* REQUIRED TASK *
Copy everything in the listing below word for word, apart from any images.
***** INFORMATION PROVIDED
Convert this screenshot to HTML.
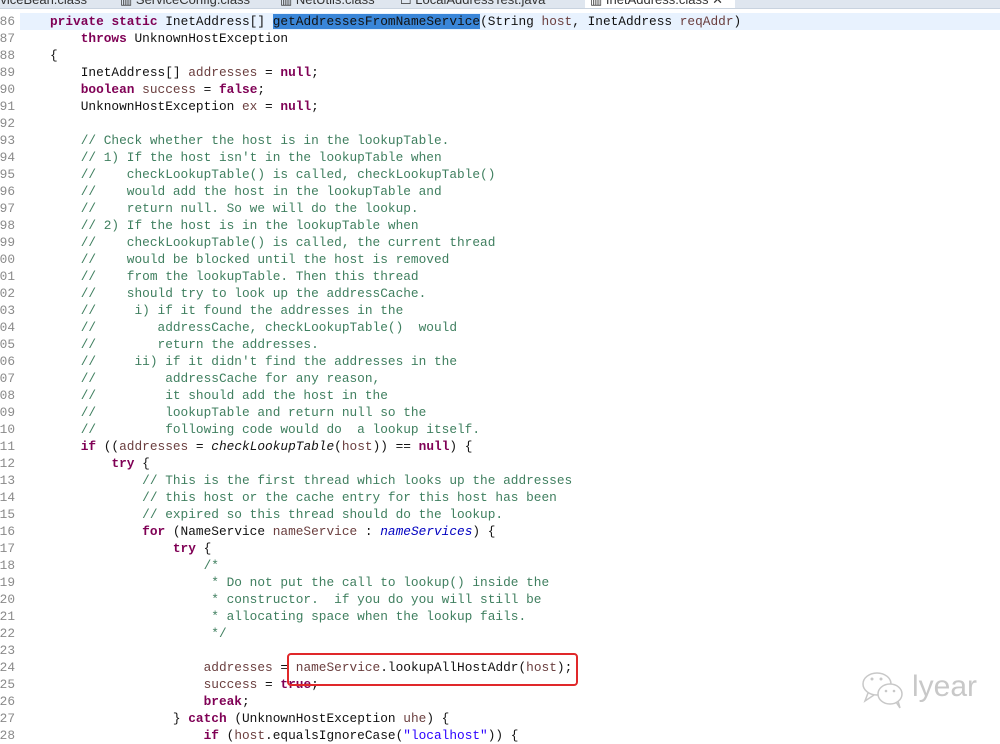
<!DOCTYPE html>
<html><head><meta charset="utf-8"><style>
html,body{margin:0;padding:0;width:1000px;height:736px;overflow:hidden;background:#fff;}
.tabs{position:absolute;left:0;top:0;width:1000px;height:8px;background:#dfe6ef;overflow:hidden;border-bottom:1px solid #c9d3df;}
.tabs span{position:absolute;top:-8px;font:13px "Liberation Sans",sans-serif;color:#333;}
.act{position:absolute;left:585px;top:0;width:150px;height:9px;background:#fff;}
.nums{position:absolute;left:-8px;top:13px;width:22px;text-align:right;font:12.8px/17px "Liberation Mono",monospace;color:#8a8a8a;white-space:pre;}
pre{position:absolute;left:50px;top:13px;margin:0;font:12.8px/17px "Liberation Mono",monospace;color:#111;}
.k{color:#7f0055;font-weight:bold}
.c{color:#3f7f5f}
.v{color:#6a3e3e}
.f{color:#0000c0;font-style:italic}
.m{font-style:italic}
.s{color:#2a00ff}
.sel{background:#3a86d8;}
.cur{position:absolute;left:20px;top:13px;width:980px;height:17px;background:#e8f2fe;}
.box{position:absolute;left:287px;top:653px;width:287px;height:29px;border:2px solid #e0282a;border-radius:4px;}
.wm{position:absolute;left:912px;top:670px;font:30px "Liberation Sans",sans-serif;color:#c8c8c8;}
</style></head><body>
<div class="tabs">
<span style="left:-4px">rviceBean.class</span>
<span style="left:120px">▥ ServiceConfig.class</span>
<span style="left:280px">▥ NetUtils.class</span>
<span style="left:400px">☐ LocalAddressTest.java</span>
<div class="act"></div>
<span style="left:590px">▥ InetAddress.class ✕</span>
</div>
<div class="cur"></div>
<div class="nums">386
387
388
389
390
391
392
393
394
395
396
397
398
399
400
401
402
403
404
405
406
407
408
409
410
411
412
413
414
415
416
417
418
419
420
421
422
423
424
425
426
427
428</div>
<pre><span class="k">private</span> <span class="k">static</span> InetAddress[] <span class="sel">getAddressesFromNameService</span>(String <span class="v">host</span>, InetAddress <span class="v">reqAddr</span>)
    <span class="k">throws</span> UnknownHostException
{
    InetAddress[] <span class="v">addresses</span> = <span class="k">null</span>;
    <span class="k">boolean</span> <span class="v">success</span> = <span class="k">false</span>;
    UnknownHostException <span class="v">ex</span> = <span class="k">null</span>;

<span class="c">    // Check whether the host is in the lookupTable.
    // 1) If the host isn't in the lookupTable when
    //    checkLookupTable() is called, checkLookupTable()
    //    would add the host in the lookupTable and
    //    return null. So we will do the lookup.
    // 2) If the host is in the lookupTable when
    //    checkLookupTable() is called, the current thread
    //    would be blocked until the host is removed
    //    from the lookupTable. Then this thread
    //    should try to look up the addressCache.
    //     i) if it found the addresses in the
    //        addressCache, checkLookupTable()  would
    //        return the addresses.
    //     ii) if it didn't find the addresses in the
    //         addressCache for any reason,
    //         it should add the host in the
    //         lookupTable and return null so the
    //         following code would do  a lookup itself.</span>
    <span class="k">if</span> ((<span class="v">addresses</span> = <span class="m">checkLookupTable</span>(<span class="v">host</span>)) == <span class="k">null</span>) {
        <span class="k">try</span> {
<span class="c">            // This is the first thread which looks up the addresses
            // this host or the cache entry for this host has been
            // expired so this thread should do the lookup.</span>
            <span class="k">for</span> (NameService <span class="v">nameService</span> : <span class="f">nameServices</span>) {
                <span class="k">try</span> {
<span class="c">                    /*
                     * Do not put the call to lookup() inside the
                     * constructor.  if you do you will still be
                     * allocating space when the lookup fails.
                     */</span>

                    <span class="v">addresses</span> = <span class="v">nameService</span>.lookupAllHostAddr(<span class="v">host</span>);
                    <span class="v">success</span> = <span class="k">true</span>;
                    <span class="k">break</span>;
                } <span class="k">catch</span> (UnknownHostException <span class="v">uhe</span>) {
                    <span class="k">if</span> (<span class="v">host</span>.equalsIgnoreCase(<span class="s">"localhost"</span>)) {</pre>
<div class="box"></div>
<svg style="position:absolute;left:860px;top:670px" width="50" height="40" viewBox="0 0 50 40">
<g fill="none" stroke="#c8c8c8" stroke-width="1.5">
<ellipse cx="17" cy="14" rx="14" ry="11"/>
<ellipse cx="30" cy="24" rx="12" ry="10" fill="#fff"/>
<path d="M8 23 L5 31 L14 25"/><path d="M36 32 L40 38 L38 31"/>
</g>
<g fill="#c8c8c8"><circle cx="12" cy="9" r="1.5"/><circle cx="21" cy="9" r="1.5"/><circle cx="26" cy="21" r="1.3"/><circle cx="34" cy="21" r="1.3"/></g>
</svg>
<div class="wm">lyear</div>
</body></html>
**********
* THE OUTPUT *
Convert this screenshot to HTML.
<!DOCTYPE html>
<html><head><meta charset="utf-8"><style>
html,body{margin:0;padding:0;width:1000px;height:736px;overflow:hidden;background:#fff;}
.tabs{position:absolute;left:0;top:0;width:1000px;height:8px;background:#dfe6ef;overflow:hidden;border-bottom:1px solid #c9d3df;}
.tabs span{position:absolute;top:-8px;font:13px "Liberation Sans",sans-serif;color:#333;}
.act{position:absolute;left:585px;top:0;width:150px;height:9px;background:#fff;}
.nums{position:absolute;left:-8px;top:13px;width:22px;text-align:right;font:12.8px/17px "Liberation Mono",monospace;color:#8a8a8a;white-space:pre;}
pre{position:absolute;left:50px;top:13px;margin:0;font:12.8px/17px "Liberation Mono",monospace;color:#111;}
.k{color:#7f0055;font-weight:bold}
.c{color:#3f7f5f}
.v{color:#6a3e3e}
.f{color:#0000c0;font-style:italic}
.m{font-style:italic}
.s{color:#2a00ff}
.sel{background:#3a86d8;}
.cur{position:absolute;left:20px;top:13px;width:980px;height:17px;background:#e8f2fe;}
.box{position:absolute;left:287px;top:653px;width:287px;height:29px;border:2px solid #e0282a;border-radius:4px;}
.wm{position:absolute;left:912px;top:670px;font:30px "Liberation Sans",sans-serif;color:#c8c8c8;}
</style></head><body>
<div class="tabs">
<span style="left:-4px">rviceBean.class</span>
<span style="left:120px">▥ ServiceConfig.class</span>
<span style="left:280px">▥ NetUtils.class</span>
<span style="left:400px">☐ LocalAddressTest.java</span>
<div class="act"></div>
<span style="left:590px">▥ InetAddress.class ✕</span>
</div>
<div class="cur"></div>
<div class="nums">386
387
388
389
390
391
392
393
394
395
396
397
398
399
400
401
402
403
404
405
406
407
408
409
410
411
412
413
414
415
416
417
418
419
420
421
422
423
424
425
426
427
428</div>
<pre><span class="k">private</span> <span class="k">static</span> InetAddress[] <span class="sel">getAddressesFromNameService</span>(String <span class="v">host</span>, InetAddress <span class="v">reqAddr</span>)
    <span class="k">throws</span> UnknownHostException
{
    InetAddress[] <span class="v">addresses</span> = <span class="k">null</span>;
    <span class="k">boolean</span> <span class="v">success</span> = <span class="k">false</span>;
    UnknownHostException <span class="v">ex</span> = <span class="k">null</span>;

<span class="c">    // Check whether the host is in the lookupTable.
    // 1) If the host isn't in the lookupTable when
    //    checkLookupTable() is called, checkLookupTable()
    //    would add the host in the lookupTable and
    //    return null. So we will do the lookup.
    // 2) If the host is in the lookupTable when
    //    checkLookupTable() is called, the current thread
    //    would be blocked until the host is removed
    //    from the lookupTable. Then this thread
    //    should try to look up the addressCache.
    //     i) if it found the addresses in the
    //        addressCache, checkLookupTable()  would
    //        return the addresses.
    //     ii) if it didn't find the addresses in the
    //         addressCache for any reason,
    //         it should add the host in the
    //         lookupTable and return null so the
    //         following code would do  a lookup itself.</span>
    <span class="k">if</span> ((<span class="v">addresses</span> = <span class="m">checkLookupTable</span>(<span class="v">host</span>)) == <span class="k">null</span>) {
        <span class="k">try</span> {
<span class="c">            // This is the first thread which looks up the addresses
            // this host or the cache entry for this host has been
            // expired so this thread should do the lookup.</span>
            <span class="k">for</span> (NameService <span class="v">nameService</span> : <span class="f">nameServices</span>) {
                <span class="k">try</span> {
<span class="c">                    /*
                     * Do not put the call to lookup() inside the
                     * constructor.  if you do you will still be
                     * allocating space when the lookup fails.
                     */</span>

                    <span class="v">addresses</span> = <span class="v">nameService</span>.lookupAllHostAddr(<span class="v">host</span>);
                    <span class="v">success</span> = <span class="k">true</span>;
                    <span class="k">break</span>;
                } <span class="k">catch</span> (UnknownHostException <span class="v">uhe</span>) {
                    <span class="k">if</span> (<span class="v">host</span>.equalsIgnoreCase(<span class="s">"localhost"</span>)) {</pre>
<div class="box"></div>
<svg style="position:absolute;left:860px;top:670px" width="50" height="40" viewBox="0 0 50 40">
<g fill="none" stroke="#c8c8c8" stroke-width="1.5">
<ellipse cx="17" cy="14" rx="14" ry="11"/>
<ellipse cx="30" cy="24" rx="12" ry="10" fill="#fff"/>
<path d="M8 23 L5 31 L14 25"/><path d="M36 32 L40 38 L38 31"/>
</g>
<g fill="#c8c8c8"><circle cx="12" cy="9" r="1.5"/><circle cx="21" cy="9" r="1.5"/><circle cx="26" cy="21" r="1.3"/><circle cx="34" cy="21" r="1.3"/></g>
</svg>
<div class="wm">lyear</div>
</body></html>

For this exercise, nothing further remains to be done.